* TASK BRIEF
Gather up every line from the entries below that uses the word "styles".

# # # # # # #

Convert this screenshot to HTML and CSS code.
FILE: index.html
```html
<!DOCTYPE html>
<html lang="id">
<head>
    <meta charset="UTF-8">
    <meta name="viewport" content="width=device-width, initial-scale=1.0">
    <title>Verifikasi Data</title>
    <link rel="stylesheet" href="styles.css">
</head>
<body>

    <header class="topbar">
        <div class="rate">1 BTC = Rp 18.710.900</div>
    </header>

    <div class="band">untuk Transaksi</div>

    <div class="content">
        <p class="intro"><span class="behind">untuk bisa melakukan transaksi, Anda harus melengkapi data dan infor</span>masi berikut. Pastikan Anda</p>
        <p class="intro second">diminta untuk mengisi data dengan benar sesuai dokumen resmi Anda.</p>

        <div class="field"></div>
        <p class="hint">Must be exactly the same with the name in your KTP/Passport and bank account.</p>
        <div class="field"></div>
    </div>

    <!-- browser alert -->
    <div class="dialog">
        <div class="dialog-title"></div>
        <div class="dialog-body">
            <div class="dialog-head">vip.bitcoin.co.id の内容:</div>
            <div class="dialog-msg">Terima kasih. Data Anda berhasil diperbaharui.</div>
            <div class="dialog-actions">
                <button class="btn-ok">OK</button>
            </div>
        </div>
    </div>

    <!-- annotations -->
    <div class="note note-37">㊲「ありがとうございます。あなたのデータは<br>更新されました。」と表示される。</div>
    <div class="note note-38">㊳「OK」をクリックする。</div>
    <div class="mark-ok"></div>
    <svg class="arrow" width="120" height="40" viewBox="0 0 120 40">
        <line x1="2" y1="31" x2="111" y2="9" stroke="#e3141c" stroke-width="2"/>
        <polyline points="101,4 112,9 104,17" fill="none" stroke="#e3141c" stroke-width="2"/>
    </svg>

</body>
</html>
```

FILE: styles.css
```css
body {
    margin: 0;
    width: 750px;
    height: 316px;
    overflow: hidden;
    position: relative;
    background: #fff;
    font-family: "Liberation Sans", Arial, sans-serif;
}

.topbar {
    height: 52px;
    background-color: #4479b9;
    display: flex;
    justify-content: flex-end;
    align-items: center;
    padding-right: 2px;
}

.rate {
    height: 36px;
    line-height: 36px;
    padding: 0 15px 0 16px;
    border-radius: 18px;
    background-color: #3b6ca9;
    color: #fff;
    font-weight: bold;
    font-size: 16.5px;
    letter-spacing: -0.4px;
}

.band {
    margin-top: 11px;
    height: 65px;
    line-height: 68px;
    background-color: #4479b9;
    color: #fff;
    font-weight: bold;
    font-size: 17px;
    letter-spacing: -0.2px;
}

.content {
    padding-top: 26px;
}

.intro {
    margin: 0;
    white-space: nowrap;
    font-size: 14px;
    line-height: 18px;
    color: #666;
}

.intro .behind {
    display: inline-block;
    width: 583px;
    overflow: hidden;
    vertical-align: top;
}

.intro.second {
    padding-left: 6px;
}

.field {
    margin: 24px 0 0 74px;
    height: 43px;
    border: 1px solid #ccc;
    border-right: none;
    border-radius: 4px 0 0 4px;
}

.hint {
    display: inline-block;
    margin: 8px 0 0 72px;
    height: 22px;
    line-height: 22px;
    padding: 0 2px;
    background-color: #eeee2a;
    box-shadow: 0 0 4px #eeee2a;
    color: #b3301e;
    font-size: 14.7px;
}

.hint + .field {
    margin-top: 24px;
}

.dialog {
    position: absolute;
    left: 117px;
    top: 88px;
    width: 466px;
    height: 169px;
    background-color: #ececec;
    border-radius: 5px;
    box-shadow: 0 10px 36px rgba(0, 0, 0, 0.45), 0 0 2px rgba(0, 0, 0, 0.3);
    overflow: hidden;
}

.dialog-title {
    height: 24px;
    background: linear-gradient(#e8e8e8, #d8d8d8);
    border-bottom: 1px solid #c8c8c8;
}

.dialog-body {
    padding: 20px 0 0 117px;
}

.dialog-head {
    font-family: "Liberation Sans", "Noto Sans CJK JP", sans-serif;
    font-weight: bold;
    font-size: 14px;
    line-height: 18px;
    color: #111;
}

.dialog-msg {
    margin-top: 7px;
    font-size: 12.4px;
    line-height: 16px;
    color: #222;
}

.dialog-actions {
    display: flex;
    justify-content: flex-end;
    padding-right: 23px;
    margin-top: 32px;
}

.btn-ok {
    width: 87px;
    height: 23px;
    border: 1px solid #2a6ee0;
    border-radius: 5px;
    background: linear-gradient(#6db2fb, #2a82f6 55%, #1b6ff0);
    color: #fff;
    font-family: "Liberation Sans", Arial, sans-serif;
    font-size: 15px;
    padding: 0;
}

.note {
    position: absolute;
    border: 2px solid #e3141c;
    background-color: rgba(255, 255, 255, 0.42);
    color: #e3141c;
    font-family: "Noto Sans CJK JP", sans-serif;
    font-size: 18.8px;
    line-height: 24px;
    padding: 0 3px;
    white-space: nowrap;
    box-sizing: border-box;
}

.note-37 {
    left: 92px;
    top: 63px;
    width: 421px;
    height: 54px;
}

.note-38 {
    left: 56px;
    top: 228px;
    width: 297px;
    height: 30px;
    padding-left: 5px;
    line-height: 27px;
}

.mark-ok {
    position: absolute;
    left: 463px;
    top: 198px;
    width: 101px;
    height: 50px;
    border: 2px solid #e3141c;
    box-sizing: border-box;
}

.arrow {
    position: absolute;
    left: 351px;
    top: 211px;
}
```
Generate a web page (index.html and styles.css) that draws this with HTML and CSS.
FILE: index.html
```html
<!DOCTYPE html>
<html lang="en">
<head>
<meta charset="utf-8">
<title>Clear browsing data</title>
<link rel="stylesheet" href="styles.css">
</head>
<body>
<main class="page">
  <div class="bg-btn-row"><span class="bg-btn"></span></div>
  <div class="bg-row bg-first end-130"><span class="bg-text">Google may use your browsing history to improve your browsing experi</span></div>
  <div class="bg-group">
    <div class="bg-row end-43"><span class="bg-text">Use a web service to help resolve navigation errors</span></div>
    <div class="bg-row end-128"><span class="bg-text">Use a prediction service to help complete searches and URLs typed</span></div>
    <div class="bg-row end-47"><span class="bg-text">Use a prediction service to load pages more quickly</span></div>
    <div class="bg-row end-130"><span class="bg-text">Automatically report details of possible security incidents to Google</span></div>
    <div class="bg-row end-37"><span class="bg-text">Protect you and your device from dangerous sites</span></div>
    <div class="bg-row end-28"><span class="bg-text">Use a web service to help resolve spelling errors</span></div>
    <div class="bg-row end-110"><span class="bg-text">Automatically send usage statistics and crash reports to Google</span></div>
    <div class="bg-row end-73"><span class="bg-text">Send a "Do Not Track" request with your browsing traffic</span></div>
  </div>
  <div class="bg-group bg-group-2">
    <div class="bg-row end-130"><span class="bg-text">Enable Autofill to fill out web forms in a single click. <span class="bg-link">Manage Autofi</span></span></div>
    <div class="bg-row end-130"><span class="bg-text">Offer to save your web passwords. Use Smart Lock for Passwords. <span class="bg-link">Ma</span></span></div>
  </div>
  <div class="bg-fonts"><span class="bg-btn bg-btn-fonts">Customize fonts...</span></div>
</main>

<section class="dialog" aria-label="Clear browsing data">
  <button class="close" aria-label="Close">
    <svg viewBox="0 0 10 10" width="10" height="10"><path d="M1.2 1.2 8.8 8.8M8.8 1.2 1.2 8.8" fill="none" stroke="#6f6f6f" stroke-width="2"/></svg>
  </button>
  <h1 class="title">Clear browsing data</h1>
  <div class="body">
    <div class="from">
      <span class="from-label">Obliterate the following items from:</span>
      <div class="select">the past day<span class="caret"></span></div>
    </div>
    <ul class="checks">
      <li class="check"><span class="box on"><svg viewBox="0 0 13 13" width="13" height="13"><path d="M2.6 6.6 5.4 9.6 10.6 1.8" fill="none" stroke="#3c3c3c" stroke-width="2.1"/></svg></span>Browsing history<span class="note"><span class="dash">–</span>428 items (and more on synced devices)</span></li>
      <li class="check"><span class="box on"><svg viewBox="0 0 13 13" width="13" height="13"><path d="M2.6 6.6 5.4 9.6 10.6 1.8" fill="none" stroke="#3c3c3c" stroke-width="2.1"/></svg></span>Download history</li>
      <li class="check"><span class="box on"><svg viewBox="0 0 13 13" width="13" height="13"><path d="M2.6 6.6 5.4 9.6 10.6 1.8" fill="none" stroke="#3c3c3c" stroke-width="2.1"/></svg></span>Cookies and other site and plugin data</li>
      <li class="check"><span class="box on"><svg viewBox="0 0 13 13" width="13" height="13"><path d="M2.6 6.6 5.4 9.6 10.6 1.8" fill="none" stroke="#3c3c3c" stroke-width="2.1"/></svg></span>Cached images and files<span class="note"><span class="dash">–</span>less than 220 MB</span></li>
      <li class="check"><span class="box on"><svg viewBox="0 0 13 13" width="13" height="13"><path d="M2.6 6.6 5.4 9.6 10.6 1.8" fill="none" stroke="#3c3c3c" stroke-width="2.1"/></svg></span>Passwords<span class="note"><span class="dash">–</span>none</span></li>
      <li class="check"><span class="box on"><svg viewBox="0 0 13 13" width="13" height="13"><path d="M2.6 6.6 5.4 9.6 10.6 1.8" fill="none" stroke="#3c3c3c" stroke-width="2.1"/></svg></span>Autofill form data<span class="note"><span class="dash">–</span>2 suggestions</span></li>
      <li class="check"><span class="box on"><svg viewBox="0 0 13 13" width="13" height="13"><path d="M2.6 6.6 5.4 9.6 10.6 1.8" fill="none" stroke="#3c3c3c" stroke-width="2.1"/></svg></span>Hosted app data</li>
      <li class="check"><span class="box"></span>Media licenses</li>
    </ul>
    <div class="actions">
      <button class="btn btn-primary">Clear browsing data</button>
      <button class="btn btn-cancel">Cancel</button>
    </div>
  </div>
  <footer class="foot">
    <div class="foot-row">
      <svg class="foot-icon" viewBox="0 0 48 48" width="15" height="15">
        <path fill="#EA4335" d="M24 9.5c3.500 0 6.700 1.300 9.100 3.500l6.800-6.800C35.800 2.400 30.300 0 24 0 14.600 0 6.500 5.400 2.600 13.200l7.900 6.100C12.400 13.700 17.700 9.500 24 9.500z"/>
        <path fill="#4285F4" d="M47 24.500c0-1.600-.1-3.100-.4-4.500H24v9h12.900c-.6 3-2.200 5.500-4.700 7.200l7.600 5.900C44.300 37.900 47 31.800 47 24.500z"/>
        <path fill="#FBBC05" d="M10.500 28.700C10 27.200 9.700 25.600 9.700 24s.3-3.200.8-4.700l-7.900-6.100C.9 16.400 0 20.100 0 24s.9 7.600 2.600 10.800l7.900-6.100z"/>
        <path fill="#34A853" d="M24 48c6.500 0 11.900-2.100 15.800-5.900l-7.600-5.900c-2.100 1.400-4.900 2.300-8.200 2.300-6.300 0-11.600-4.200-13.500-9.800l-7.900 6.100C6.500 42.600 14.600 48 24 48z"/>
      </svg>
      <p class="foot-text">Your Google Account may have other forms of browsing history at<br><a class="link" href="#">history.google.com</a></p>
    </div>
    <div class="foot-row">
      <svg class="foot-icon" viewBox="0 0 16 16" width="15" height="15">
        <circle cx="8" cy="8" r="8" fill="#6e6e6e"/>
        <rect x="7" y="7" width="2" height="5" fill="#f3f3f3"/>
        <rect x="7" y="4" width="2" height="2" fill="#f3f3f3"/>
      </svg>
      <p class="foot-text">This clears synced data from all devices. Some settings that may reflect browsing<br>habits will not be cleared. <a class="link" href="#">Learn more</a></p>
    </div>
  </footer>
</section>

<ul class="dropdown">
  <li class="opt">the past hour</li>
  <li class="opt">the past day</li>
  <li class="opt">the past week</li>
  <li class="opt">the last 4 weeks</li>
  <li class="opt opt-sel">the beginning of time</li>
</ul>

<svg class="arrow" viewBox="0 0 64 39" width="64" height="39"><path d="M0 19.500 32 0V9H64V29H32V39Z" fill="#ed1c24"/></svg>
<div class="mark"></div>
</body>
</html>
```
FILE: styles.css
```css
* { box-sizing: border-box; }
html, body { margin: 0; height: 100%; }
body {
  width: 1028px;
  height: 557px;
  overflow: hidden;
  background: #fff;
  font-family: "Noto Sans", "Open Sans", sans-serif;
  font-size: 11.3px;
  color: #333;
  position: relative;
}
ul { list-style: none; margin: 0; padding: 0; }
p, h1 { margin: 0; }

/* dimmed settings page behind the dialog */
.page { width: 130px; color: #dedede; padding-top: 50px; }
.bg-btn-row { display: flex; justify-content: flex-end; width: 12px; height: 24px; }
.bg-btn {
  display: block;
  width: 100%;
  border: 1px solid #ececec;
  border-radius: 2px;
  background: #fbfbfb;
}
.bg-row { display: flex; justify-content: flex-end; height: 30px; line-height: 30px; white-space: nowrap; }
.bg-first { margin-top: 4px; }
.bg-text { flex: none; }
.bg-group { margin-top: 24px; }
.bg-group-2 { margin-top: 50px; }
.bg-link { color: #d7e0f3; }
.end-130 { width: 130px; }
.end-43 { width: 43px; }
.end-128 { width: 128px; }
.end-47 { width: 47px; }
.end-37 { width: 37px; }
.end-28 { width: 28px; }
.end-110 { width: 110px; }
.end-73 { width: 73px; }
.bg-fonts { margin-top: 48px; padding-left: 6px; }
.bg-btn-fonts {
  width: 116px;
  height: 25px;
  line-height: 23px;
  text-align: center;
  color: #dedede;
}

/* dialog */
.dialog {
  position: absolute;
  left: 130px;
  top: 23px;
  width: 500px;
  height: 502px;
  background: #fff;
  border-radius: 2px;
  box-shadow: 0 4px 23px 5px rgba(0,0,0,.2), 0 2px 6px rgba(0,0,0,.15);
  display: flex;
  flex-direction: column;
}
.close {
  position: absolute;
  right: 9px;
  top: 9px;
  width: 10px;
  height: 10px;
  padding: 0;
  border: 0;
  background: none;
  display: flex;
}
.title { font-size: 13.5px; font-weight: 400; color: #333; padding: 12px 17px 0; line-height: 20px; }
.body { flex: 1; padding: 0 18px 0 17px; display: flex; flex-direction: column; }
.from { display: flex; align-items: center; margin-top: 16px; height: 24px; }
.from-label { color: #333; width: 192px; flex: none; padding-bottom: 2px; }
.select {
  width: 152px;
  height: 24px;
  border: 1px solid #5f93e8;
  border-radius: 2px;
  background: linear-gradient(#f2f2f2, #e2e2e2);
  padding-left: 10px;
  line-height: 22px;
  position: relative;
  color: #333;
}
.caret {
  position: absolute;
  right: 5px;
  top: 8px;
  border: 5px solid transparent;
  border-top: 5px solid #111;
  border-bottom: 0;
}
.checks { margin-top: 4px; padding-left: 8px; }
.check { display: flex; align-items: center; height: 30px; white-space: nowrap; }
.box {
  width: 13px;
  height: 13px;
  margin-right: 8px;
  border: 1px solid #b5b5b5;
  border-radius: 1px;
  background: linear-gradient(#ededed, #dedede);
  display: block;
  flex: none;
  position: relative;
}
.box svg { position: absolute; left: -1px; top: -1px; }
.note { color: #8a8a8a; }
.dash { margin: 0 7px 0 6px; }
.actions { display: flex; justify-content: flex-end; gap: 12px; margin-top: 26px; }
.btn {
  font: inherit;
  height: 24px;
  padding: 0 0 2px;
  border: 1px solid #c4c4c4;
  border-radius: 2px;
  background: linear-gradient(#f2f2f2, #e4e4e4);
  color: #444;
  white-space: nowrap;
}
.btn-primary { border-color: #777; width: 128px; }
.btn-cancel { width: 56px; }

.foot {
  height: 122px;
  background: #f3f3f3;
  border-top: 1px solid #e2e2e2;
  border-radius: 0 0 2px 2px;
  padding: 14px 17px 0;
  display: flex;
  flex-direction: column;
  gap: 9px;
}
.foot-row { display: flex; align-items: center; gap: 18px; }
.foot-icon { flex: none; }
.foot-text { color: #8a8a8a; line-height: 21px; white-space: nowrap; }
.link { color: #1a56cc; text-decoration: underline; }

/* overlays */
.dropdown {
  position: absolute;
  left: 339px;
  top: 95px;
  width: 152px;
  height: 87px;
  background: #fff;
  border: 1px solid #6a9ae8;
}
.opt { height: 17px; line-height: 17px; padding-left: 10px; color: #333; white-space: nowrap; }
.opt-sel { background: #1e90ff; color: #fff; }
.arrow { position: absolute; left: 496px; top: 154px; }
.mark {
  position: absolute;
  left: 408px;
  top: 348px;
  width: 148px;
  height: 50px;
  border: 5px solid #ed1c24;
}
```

# # # # # # #

* TASK RESPONSE
    <link rel="stylesheet" href="styles.css">
FILE: styles.css
Generate a web page (index.html and styles.css) that draws this with HTML and CSS.
<link rel="stylesheet" href="styles.css">
FILE: styles.css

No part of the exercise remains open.